Fine. Now what? Closer attention to these problems will only underline how little the administration can do to solve them. Saying “jobs, jobs, jobs” does not create any. This is a campaign slogan, not a policy.
The country does not want a second fiscal stimulus. The first was unpopular and another would make the debt problem worse. As for reining in borrowing, there are two ways to do that: lower public spending and raise taxes. When it comes to specifics, people oppose both.
Just what this sharp new focus on the economy is going to achieve is therefore unclear. Caps on student-loan repayments and expanded child care tax credits, as proposed this week? I do not see these turning the economy round. The president calls for a temporary freeze on nondefense discretionary public spending, which is less than 20 percent of the overall budget. Again, not exactly radical — even if it happens.

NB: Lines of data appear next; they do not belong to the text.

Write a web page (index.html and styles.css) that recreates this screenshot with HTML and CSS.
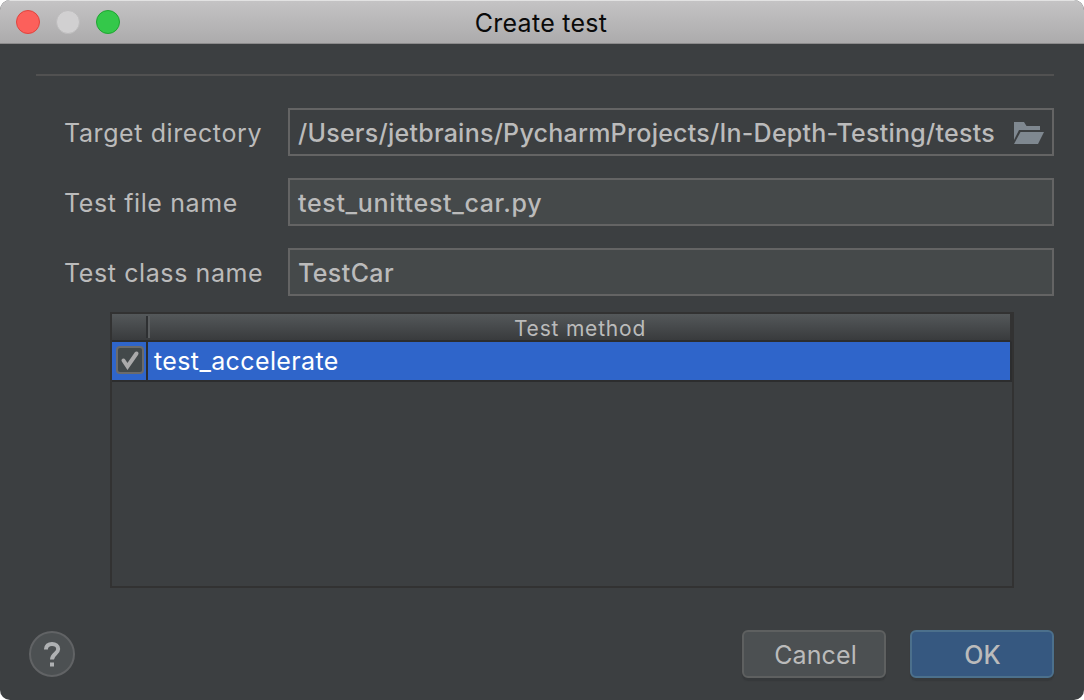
FILE: index.html
```html
<!DOCTYPE html>
<html lang="en">
<head>
<meta charset="utf-8">
<title>Create test</title>
<link rel="stylesheet" href="styles.css">
</head>
<body>
<div class="window">
  <header class="titlebar">
    <div class="lights"><span class="light close"></span><span class="light minimize"></span><span class="light zoom"></span></div>
    <h1 class="title">Create test</h1>
  </header>
  <main class="content">
    <div class="separator"></div>
    <div class="form">
      <label class="label">Target directory</label>
      <div class="field directory"><span class="v-dir">/Users/jetbrains/PycharmProjects/In-Depth-Testing/tests</span>
        <svg class="folder" width="30" height="22" viewBox="0 0 30 22"><path d="M0 0h10l2.5 4H26v4H5L0 18z"/><path d="M6.5 10H30l-6 12H0z"/></svg>
      </div>
      <label class="label">Test file name</label>
      <div class="field"><span class="v-file">test_unittest_car.py</span></div>
      <label class="label">Test class name</label>
      <div class="field"><span class="v-class">TestCar</span></div>
    </div>
    <div class="table">
      <div class="thead"><div class="th-check"></div><div class="th-name"><span>Test method</span></div></div>
      <div class="row">
        <div class="cell-check"><span class="checkbox"><svg width="24" height="24" viewBox="0 0 24 24"><path d="M5.5 12.5l4 6L18.5 5.5"/></svg></span></div>
        <div class="cell-name"><span>test_accelerate</span></div>
      </div>
    </div>
  </main>
  <footer class="footer">
    <button class="help" aria-label="Help"><svg width="18" height="26" viewBox="0 0 18 26"><path d="M2.9 8.6C2.9 4.9 5.6 2.9 9 2.9s6.2 1.9 6.2 5.1c0 4.7-6.2 4.9-6.2 10.6"/><path class="dot" d="M7 21.4h4v4H7z"/></svg></button>
    <button class="button cancel"><span>Cancel</span></button>
    <button class="button ok"><span>OK</span></button>
  </footer>
</div>
</body>
</html>
```
FILE: styles.css
```css
* { box-sizing: border-box; }
body { margin: 0; background: #fff; font-family: Inter, "Liberation Sans", sans-serif; font-size: 25px; color: #bbb; }
.window { width: 1084px; height: 700px; background: #3c3f41; border-radius: 10px; overflow: hidden; display: flex; flex-direction: column; }
.titlebar { flex: none; height: 44px; display: grid; grid-template-columns: 120px 1fr 120px; align-items: center; background: linear-gradient(#c4c3c4, #acabac); border-top: 1px solid #e2e2e2; border-bottom: 1px solid #8c8b8c; }
.lights { display: flex; gap: 16px; padding-left: 16px; }
.light { width: 24px; height: 24px; border-radius: 50%; border: 1px solid; }
.close { background: #fc605b; border-color: #e0443e; }
.minimize { background: #d1d0d1; border-color: #bdbcbd; }
.zoom { background: #34c84a; border-color: #1fa531; }
.title { margin: 0; text-align: center; font-size: 25px; line-height: 30px; font-weight: 400; color: #0a0a0a; letter-spacing: .27px; padding: 2px 2px 0 0; }
.content { flex: 1; padding: 30px 30px 0 36px; }
.separator { height: 2px; background: #515151; }
.form { display: grid; grid-template-columns: 224px 1fr; row-gap: 22px; padding: 32px 0 0 28px; }
.label { line-height: 50px; height: 48px; white-space: nowrap; letter-spacing: .6px; }
.field { height: 48px; border: 2px solid #646464; background: #45494a; padding: 0 8px; line-height: 46px; display: flex; align-items: center; justify-content: space-between; white-space: nowrap; font-weight: 500; }
.field span { padding-top: 2px; }
.v-dir { letter-spacing: .24px; }
.v-file { letter-spacing: .66px; }
.v-class { letter-spacing: .4px; }
.directory { background: #3c3f41; }
.folder { fill: #7f8890; flex: none; margin-top: 2px; }
.table { width: 904px; height: 276px; margin: 16px 0 0 74px; border: 2px solid #323232; }
.thead { width: 900px; height: 28px; display: flex; border-bottom: 2px solid #2c2d2e; border-right: 2px solid #323232; background: linear-gradient(#54585a, #393b3d); }
.th-check { width: 36px; height: 22px; margin-top: 2px; border-right: 2px solid #2e3032; }
.th-name { flex: 1; height: 22px; margin-top: 2px; border-left: 2px solid #5a5d5f; text-align: center; font-size: 21px; line-height: 25px; letter-spacing: .8px; }
.row { width: 900px; height: 40px; display: flex; background: #2f65ca; border-right: 2px solid #2c2d2e; border-bottom: 2px solid #2c2d2e; color: #fff; }
.cell-check { width: 36px; border-right: 2px solid #2c2d2e; padding: 4px; }
.checkbox { display: block; width: 28px; height: 28px; border: 2px solid #6b6b6b; border-radius: 4px; background: #43494a; }
.checkbox svg { display: block; fill: none; stroke: #aaa; stroke-width: 4; stroke-linecap: round; }
.cell-name { padding-left: 6px; line-height: 38px; letter-spacing: .38px; }
.footer { height: 70px; padding: 0 30px 0 29px; display: flex; align-items: flex-start; gap: 24px; }
.help { width: 46px; height: 46px; margin: 1px auto 0 0; padding: 0; border: 2px solid #616365; border-radius: 50%; background: #4c5052; display: flex; align-items: center; justify-content: center; }
.help svg { fill: none; stroke: #afb1b3; stroke-width: 4; }
.help .dot { fill: #afb1b3; stroke: none; }
.button { width: 144px; height: 48px; padding: 2px 0 0; border: 2px solid #5e6060; border-radius: 6px; background: #4c5052; color: #bbb; font: 400 25px Inter, "Liberation Sans", sans-serif; box-shadow: 0 3px 1px #36393b; }
.ok { background: #365880; border-color: #4c708c; font-weight: 500; padding-left: 1px; }
.cancel { letter-spacing: .1px; padding-left: 3px; }
```
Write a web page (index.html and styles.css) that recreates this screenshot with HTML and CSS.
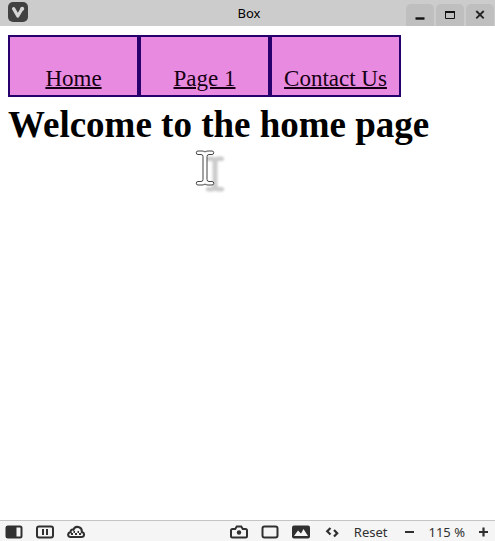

Are these the bold policies that the health care debate has distracted us from? Obama’s critics say that the focus on health reform was his big mistake. I disagree. In fact, cost control in health care, especially Medicare, is indispensable for long-term fiscal discipline. The White House was right about that. The problem was that its plan raised costs in obvious ways (subsidies, expanded Medicaid) and pressed down too vaguely elsewhere: lots of good ideas and experiments, not enough action. What the administration said about cost control in health care was right in principle but not believable in practice.